He snorted.

“The third and fourth floor windows! That does me a lot of good!”

“On account of delirious patients,” I said rebukingly. “And as for there being two people trying to get the radium, I think there must be at least that many. I don’t believe that one person, alone and unaided, could make so much trouble.”

He grinned faintly at that, and then frowned.

“The chief of police wants to arrest the whole outfit at once. He is convinced that you are all in a conspiracy and that Gainsay is the leader. Of course, I don’t want to make such a wholesale cleaning. Especially since I—I believe that I’m getting warm. But I don’t want any arrests yet. I don’t want to put anybody on guard.”

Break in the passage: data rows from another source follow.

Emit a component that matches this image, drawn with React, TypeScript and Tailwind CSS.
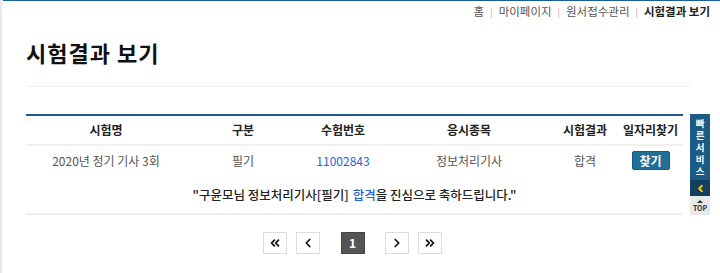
import { ChevronsLeft, ChevronLeft, ChevronRight, ChevronsRight } from "lucide-react";

const font = { fontFamily: '"Noto Sans CJK KR", "Noto Sans", sans-serif' };

const cols = [
  { label: "시험명", w: "w-[160px]" },
  { label: "구분", w: "w-[114px]" },
  { label: "수험번호", w: "w-[86px]" },
  { label: "응시종목", w: "w-[166px]" },
  { label: "시험결과", w: "w-[66px]" },
  { label: "일자리찾기", w: "w-[65px]" },
];

const PageBtn = ({ children, active }: { children: React.ReactNode; active?: boolean }) => (
  <button
    className={
      active
        ? "w-6 h-[22px] flex items-center justify-center bg-[#555] border border-[#444] text-white text-[12px] font-bold"
        : "w-6 h-[22px] flex items-center justify-center bg-white border border-[#ddd] text-[#111]"
    }
  >
    {children}
  </button>
);

const App = () => {
  return (
    <div className="relative w-[720px] h-[273px] bg-white overflow-hidden" style={font}>
      <div className="h-px bg-[#1a5f94]"></div>
      <div className="absolute left-0 top-0 bottom-0 w-[3px] bg-gradient-to-r from-[#e4e4e4] to-[#f8f8f8]"></div>

      <div className="flex justify-end items-center pr-[10px] pt-[6px] h-[16px] text-[11.5px] text-[#555] gap-[6px] leading-none">
        <span>홈</span>
        <span className="text-[#aaa] text-[9px]">|</span>
        <span>마이페이지</span>
        <span className="text-[#aaa] text-[9px]">|</span>
        <span>원서접수관리</span>
        <span className="text-[#aaa] text-[9px]">|</span>
        <span className="font-bold text-[#222]">시험결과 보기</span>
      </div>

      <div className="ml-[26px] w-[664px]">
        <h2 className="mt-[21px] text-[22px] font-bold text-[#111] leading-[28px] tracking-[1px]">시험결과 보기</h2>
        <div className="mt-[20px] h-px bg-[#eee]"></div>
      </div>

      <div className="ml-[26px] mt-[27px] w-[657px] border-t-2 border-[#1f5a8e] text-[12px]">
        <div className="flex h-[30px] items-center border-b-2 border-[#f0f0f0] font-bold text-[#222]">
          {cols.map((c) => (
            <div key={c.label} className={`${c.w} text-center`}>
              {c.label}
            </div>
          ))}
        </div>
        <div className="flex h-[29px] items-center text-[#555]">
          <div className="w-[160px] text-center">2020년 정기 기사 3회</div>
          <div className="w-[114px] text-center">필기</div>
          <div className="w-[86px] text-center text-[#2463d6]">11002843</div>
          <div className="w-[166px] text-center">정보처리기사</div>
          <div className="w-[66px] text-center">합격</div>
          <div className="w-[65px] flex justify-center">
            <button className="w-[38px] h-[19px] rounded-[2px] bg-[#1f6f96] border border-[#15587a] text-white font-bold text-[12px] leading-none">
              찾기
            </button>
          </div>
        </div>
        <div className="flex h-[40px] items-center justify-center border-b-2 border-[#eee] text-[#222] font-medium pt-[3px] text-[12.5px]">
          "구윤모님 정보처리기사[필기] <span className="text-[#2463d6] ml-[4px]">합격</span>을 진심으로 축하드립니다."
        </div>
      </div>

      <div className="flex justify-center mt-[17px] ml-[-16px]">
        <div className="flex items-center">
          <PageBtn>
            <ChevronsLeft size={14} strokeWidth={3} />
          </PageBtn>
          <div className="w-[9px]"></div>
          <PageBtn>
            <ChevronLeft size={14} strokeWidth={3} />
          </PageBtn>
          <div className="w-[21px]"></div>
          <PageBtn active>1</PageBtn>
          <div className="w-[20px]"></div>
          <PageBtn>
            <ChevronRight size={14} strokeWidth={3} />
          </PageBtn>
          <div className="w-[9px]"></div>
          <PageBtn>
            <ChevronsRight size={14} strokeWidth={3} />
          </PageBtn>
        </div>
      </div>

      <div className="absolute left-[690px] top-[114px] w-[20px] flex flex-col">
        <div className="h-[66px] bg-[#1b5b85] flex justify-center pt-[5px]">
          <span className="[writing-mode:vertical-rl] text-white text-[9.5px] font-bold tracking-[2.5px] leading-[20px]">
            빠른서비스
          </span>
        </div>
        <div className="h-[16px] bg-[#123f5e] flex items-center justify-center text-[#f5d000]">
          <ChevronLeft size={11} strokeWidth={4} />
        </div>
        <div className="h-[19px] bg-[#e8e8e8] flex flex-col items-center justify-center gap-[2px]">
          <div className="w-0 h-0 border-l-[3px] border-r-[3px] border-b-[3px] border-l-transparent border-r-transparent border-b-[#333]"></div>
          <span className="text-[#333] text-[7px] font-bold leading-[7px]">TOP</span>
        </div>
      </div>
    </div>
  );
};

export default App;
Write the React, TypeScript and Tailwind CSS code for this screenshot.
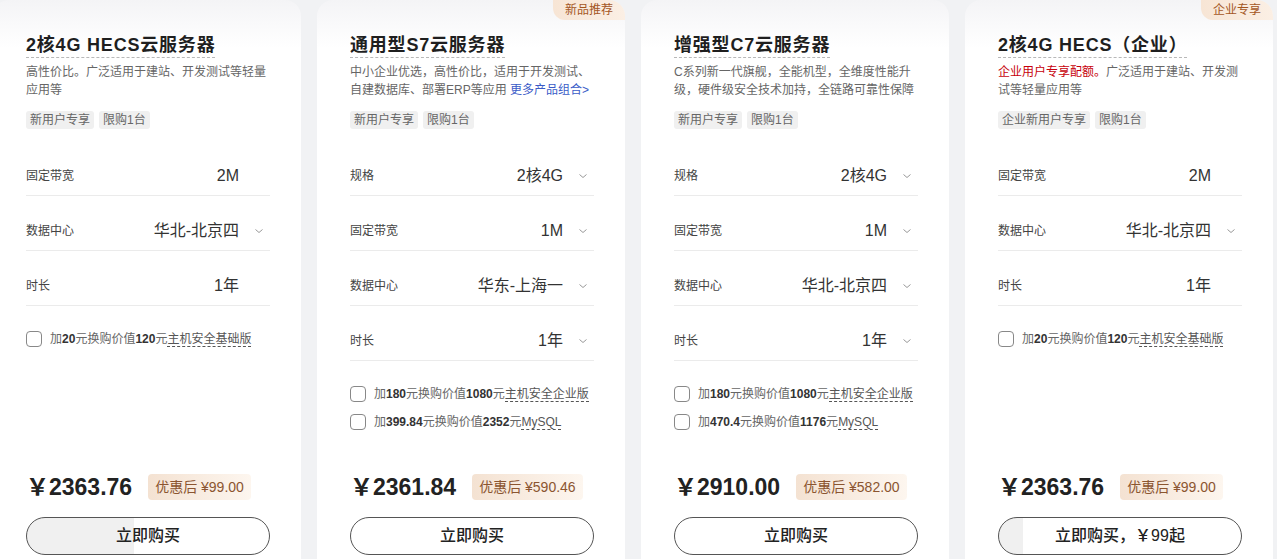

“Mr. O’Leary,” I said eagerly, emboldened by his half-confidence. “I have heard things of you, of course—what wonderful success you have and all that. What methods do you use?”

He thrust his hands into his pockets, leaned back in the chair and sighed.

“Methods? I don’t have any methods. And as to success—wait a few days.”

“You don’t have any methods?”

“The moment when I’m feeling most useless and most like a failure is not the moment to ask me to tell of my successes. Or my methods. I don’t have methods. I take what the Lord sends and am thankful. Sometimes it is a matter of luck. Mostly it is a matter of drudgery and hard work. Always it is a matter of thinking, thinking, thinking. Of eating, living, sleeping with problems for days and nights. Usually, just about the time you have decided that none of the pieces of the puzzle can possibly fit, all at once something happens and—Click! Things clarify. There is a reason for everything. Nothing just happens. Nothing is an isolated fact. If you have a fact, you know that certain circumstances had to combine to bring it about. It is just logic, reason, the physical, material quality of cause and effect. There isn’t anything mysterious about it. It is just the—the arithmetic of analysis. I don’t mean that I am infallible. I have to reconsider and revise and correct mistakes, just like anybody else. I’m human—and young. But when you know that there is a solution, to the most puzzling problem, all there is to do is worry it out. I suppose the subconscious mind helps.”